Harry awoke to find himself lying naked in a formless mist. As he adjusted to his surroundings, he wished to himself that he were clothed, and as this wish came to him a short ways away a pile of clean fresh clothes appeared. After putting the clothes on, the mist began to take shape into a copy of King's Cross Station, Harry saw a stunted, whimpering child-like form lying on the ground, for which he felt both pity and revulsion. He also saw Albus Dumbledore, his deceased mentor, and the two had a long talk in which Dumbledore answered many of Harry's questions and told him that he wasn't actually dead. As a soul that was whole and complete, Harry was given the choice to return to the world of the living to finally stop Voldemort, or to board a train and "go on".[2] Harry chose to return, and when he stood against Voldemort in Hogwarts's Great Hall, Harry warned him that he had seen what fate awaited Riddle when he finally died, unless he were to attempt to mend his broken soul through remorse. Voldemort, being ignorant of such fate and the importance of his soul's well-being, as well as arrogantly believing that he wouldn't die, ignored the warning and proceeded to attack.

Voldemort's mutilated soul

"Something which is beyond either of our help..."
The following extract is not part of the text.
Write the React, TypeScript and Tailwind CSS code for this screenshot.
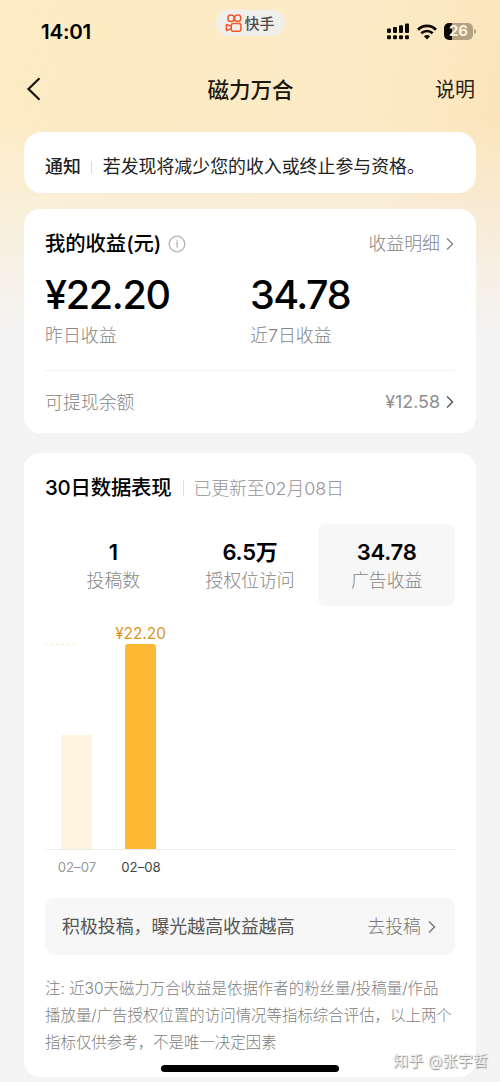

With the destruction of all of his Horcruxes, when Voldemort's Killing Curse rebounded and finally ended his life once and for all, his broken and mangled soul[3] was forced to exist in the stunted form Harry saw in King's Cross, unable to move on or return as a ghost, nor having any chance of repairing itself any further or being helped by anyone in any way.[4]

Etymology

In Dante Alighieri's Inferno, Limbo is the first circle of Hell. It's where pagans who were good people go, because they didn't believe in the Judeo-Christian God. The word itself derives from the Latin word, limbus, meaning "edge, border". So Latin "in limbo" came to mean "in a condition of neglect or oblivion". The word is entirely unrelated to the Muggle dancing game, limbo, which derives from West Indian roots (same as "limber").

Behind the scenes

  • It's not specified if all souls of the dead pass through Limbo before moving on, or if Harry's visit there was due to the unique circumstances that tethered both Voldemort and himself to life.
    • It's possible that Limbo is the place at which a recently–deceased person can make the decision whether to move on or return to the mortal world as a ghost, assuming they have not eroded their souls via creating Horcruxes. Indeed, Harry was offered a choice to either return to the world of the living or board a train, to go "on".
  • During the third task of the Triwizard Tournament in the 1994–1995 school year, a Limbo Mist was used as an obstacle.
  • When Graham Montague was trapped in the broken Vanishing Cabinet, he was described as being in limbo. However, that term doesn't refer to this place, but rather being stuck between Hogwarts Castle and Borgin and Burkes, unable to pass into either.
  • In Harry Potter and the Deathly Hallows: Part 2, Harry wakes up in Limbo in his clothes (without the jacket he was wearing while in the Forbidden Forest) rather than being naked like in the book. This was likely done for censorship reasons.
  • It's unknown if the mangled form of Voldemort's soul was a standard fate that all Horcrux creators (such as Herpo the Foul) were given at death, or it was unique in Voldemort's case, given the nature of his many crimes over his lifetime and the creation of more Horcruxes than anyone else.
  • In Harry Potter and the Deathly Hallows: Part 2, Voldemort's soul in Limbo greatly resembles the rudimentary body that Voldemort used during the film version of Goblet of Fire. Whether this is a coincidence or intentional on the filmmakers' part is unknown. Though based on the description in the fourth and seventh novels, the appearance of Voldemort's stunted form does match.
    • Seeing that a ghost takes on the form of the wizard/witch's appearance at the time of death, it's most likely that Voldemort's soul is indeed a reflection of his rudimentary form.